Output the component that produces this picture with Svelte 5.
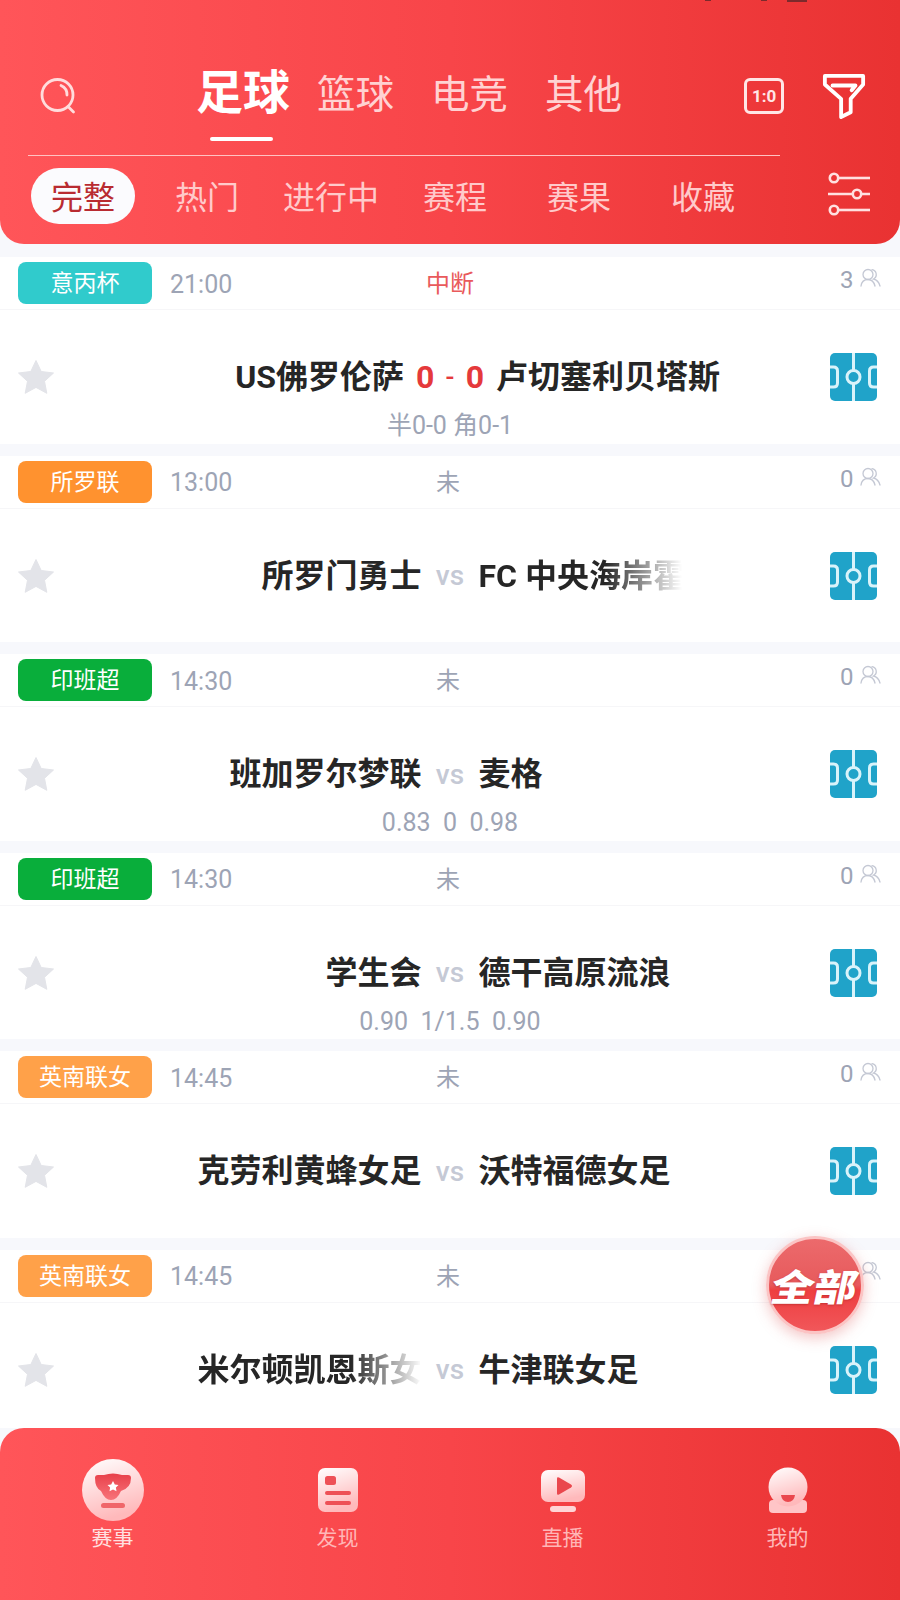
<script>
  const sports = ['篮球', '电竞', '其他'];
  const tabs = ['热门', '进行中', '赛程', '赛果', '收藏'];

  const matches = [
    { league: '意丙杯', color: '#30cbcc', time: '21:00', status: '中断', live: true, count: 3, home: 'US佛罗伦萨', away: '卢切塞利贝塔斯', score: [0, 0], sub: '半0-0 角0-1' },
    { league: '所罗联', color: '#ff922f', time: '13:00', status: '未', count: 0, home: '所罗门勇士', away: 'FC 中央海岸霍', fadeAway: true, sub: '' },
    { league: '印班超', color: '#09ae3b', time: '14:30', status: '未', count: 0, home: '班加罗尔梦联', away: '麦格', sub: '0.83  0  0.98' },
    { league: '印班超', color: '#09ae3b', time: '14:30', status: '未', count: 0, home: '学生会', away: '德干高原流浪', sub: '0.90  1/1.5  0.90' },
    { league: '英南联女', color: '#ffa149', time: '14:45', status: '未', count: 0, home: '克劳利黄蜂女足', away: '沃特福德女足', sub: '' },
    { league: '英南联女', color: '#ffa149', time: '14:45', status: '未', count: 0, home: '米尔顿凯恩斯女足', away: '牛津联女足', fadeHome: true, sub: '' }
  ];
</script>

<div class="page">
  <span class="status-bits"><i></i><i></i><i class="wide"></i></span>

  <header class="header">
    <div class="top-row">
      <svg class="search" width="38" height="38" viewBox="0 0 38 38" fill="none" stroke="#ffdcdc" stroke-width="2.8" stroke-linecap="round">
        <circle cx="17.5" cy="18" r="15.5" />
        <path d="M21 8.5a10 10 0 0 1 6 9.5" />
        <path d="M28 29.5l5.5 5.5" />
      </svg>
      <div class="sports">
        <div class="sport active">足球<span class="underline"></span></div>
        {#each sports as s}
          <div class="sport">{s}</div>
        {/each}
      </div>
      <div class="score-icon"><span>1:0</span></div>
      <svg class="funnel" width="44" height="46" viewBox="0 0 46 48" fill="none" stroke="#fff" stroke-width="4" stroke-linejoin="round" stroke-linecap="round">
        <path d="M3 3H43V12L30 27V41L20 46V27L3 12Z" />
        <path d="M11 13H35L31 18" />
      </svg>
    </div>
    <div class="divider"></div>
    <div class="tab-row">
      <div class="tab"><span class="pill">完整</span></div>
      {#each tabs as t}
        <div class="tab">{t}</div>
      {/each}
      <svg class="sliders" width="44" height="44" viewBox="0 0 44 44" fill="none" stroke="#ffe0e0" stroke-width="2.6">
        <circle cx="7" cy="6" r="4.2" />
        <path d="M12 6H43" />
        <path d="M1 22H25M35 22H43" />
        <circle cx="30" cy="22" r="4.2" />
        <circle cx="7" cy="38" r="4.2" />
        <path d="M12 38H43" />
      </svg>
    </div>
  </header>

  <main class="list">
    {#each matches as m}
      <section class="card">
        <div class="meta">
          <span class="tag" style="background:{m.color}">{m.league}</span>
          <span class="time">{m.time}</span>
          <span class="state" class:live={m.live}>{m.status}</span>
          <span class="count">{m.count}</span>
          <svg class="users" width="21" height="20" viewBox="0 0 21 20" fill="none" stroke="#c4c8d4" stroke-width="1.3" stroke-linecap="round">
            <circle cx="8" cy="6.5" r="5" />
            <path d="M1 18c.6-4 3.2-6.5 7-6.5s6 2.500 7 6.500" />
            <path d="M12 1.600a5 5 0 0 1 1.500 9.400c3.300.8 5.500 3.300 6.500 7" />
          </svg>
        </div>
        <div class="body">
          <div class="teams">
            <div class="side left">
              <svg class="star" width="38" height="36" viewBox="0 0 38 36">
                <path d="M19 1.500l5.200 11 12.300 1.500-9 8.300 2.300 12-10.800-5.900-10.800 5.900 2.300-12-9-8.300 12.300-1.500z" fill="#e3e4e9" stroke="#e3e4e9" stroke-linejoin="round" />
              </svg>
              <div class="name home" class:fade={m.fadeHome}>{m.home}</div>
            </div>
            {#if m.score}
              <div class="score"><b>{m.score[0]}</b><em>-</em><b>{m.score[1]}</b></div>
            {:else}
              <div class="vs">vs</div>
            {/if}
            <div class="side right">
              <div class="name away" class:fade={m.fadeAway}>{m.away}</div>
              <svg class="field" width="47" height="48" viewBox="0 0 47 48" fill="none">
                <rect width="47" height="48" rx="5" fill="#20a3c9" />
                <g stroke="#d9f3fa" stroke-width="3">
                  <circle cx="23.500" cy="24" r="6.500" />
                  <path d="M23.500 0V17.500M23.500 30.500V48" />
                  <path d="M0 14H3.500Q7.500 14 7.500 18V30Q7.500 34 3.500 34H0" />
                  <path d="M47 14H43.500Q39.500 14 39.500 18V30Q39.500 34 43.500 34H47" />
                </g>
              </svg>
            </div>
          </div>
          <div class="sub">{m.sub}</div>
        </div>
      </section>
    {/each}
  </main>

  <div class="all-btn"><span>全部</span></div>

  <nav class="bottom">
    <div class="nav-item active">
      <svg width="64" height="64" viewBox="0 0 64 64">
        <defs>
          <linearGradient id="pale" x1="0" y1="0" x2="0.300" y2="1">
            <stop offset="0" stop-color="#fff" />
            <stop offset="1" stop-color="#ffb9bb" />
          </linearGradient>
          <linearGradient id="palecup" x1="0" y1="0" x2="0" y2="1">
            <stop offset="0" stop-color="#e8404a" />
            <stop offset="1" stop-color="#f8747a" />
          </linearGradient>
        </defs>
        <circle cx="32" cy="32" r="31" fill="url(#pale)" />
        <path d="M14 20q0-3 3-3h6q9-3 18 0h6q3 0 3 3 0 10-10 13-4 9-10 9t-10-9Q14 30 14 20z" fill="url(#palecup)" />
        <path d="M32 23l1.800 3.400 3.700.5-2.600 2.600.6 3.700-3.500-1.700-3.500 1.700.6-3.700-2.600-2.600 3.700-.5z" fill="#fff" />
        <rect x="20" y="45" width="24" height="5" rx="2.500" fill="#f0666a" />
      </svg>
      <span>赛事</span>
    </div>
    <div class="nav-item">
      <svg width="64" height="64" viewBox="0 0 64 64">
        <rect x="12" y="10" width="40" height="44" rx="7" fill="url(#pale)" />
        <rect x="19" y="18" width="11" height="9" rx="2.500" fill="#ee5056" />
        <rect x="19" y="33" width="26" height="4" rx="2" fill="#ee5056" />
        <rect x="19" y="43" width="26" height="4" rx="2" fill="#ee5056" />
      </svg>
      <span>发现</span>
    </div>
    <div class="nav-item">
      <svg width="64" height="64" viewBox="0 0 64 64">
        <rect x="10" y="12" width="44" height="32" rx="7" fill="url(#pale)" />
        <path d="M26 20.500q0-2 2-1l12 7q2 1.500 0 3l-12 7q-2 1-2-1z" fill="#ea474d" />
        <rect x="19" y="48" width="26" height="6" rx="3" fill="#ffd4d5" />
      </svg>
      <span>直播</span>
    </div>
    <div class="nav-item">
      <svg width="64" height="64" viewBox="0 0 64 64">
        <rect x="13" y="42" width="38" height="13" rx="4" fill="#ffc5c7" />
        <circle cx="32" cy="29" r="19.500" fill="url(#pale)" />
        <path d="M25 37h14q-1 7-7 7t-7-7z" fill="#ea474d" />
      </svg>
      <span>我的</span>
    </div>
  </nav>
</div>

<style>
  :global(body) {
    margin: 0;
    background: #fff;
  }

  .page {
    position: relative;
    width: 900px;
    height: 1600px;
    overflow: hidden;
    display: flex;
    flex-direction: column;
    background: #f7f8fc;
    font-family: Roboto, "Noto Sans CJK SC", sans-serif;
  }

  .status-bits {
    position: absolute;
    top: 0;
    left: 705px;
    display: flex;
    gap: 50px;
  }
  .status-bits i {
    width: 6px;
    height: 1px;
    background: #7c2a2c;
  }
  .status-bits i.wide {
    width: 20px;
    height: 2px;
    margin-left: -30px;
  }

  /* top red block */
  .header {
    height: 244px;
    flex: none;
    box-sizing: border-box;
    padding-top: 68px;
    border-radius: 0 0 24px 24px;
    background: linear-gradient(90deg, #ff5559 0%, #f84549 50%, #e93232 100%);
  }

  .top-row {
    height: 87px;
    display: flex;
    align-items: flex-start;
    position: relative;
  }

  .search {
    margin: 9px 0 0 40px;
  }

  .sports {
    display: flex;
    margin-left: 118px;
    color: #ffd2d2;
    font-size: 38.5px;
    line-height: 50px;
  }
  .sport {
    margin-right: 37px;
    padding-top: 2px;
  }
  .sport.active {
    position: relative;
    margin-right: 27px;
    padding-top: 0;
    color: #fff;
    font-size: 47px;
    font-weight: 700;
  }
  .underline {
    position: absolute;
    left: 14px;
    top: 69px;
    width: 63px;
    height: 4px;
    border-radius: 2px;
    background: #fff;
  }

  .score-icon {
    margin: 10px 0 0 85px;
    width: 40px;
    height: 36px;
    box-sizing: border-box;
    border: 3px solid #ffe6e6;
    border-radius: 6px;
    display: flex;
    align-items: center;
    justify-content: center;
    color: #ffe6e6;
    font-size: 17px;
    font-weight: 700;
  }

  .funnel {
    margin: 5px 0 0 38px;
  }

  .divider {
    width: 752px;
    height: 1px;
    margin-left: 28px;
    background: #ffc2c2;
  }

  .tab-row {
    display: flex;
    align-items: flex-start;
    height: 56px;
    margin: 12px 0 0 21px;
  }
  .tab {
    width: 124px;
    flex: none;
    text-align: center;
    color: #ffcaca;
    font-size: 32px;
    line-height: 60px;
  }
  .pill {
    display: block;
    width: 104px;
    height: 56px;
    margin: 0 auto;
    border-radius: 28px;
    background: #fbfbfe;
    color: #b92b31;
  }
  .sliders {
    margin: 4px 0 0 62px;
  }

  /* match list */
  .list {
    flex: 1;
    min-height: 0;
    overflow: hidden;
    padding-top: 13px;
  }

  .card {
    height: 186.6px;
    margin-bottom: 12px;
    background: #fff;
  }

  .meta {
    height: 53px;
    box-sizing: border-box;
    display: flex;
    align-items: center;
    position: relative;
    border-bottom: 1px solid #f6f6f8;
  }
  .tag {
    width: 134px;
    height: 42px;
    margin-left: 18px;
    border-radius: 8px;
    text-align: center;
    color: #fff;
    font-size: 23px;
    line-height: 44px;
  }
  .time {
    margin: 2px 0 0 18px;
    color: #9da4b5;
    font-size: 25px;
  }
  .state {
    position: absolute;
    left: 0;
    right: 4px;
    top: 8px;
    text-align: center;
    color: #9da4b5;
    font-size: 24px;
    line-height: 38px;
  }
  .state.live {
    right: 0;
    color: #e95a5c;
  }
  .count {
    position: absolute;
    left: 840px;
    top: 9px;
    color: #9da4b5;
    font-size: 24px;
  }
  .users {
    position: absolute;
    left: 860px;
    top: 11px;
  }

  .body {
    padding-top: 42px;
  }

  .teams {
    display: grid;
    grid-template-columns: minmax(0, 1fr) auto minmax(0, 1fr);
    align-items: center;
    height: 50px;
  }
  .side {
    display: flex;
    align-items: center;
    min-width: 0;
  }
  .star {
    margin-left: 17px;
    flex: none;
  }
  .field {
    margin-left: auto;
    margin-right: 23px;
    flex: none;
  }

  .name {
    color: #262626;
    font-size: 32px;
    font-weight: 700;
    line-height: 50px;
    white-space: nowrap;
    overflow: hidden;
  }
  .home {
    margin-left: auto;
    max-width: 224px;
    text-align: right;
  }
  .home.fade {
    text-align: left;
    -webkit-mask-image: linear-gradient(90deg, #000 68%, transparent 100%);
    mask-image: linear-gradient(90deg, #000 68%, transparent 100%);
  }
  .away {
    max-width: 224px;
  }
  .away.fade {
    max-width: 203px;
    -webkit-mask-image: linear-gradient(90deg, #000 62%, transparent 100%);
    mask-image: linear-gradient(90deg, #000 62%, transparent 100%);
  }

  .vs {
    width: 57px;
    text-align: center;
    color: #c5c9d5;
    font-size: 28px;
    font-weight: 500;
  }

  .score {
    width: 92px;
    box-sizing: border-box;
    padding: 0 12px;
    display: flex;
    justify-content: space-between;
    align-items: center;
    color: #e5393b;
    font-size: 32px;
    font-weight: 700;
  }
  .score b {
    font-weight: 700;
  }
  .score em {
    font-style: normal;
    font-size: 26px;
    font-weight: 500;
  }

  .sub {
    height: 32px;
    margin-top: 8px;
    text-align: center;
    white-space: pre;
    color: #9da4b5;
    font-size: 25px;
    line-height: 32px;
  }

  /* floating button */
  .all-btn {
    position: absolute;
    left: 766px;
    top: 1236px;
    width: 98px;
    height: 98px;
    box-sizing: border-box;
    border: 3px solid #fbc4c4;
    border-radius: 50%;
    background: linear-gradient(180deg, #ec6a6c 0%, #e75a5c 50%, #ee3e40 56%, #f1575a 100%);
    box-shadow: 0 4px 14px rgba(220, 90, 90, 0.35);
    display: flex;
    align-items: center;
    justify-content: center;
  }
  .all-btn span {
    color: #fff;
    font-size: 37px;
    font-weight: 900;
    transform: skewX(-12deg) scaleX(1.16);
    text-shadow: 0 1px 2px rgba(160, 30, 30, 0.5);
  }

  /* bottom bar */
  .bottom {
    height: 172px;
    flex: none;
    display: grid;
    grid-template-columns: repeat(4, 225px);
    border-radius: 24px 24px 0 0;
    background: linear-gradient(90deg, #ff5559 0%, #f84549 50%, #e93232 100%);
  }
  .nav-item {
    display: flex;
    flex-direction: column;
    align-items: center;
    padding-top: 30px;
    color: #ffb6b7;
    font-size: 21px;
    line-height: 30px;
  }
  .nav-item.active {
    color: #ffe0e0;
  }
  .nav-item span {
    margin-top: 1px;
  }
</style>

___

▶ [Task statement]
With the pictures left out, restate word for word every line of the data above, from the first down to the line that contains "const tabs = ['热门', '进行中', '赛程', '赛果', '收藏'];".

▶ [Result of the exercise]
Output the component that produces this picture with Svelte 5.
<script>
  const sports = ['篮球', '电竞', '其他'];
  const tabs = ['热门', '进行中', '赛程', '赛果', '收藏'];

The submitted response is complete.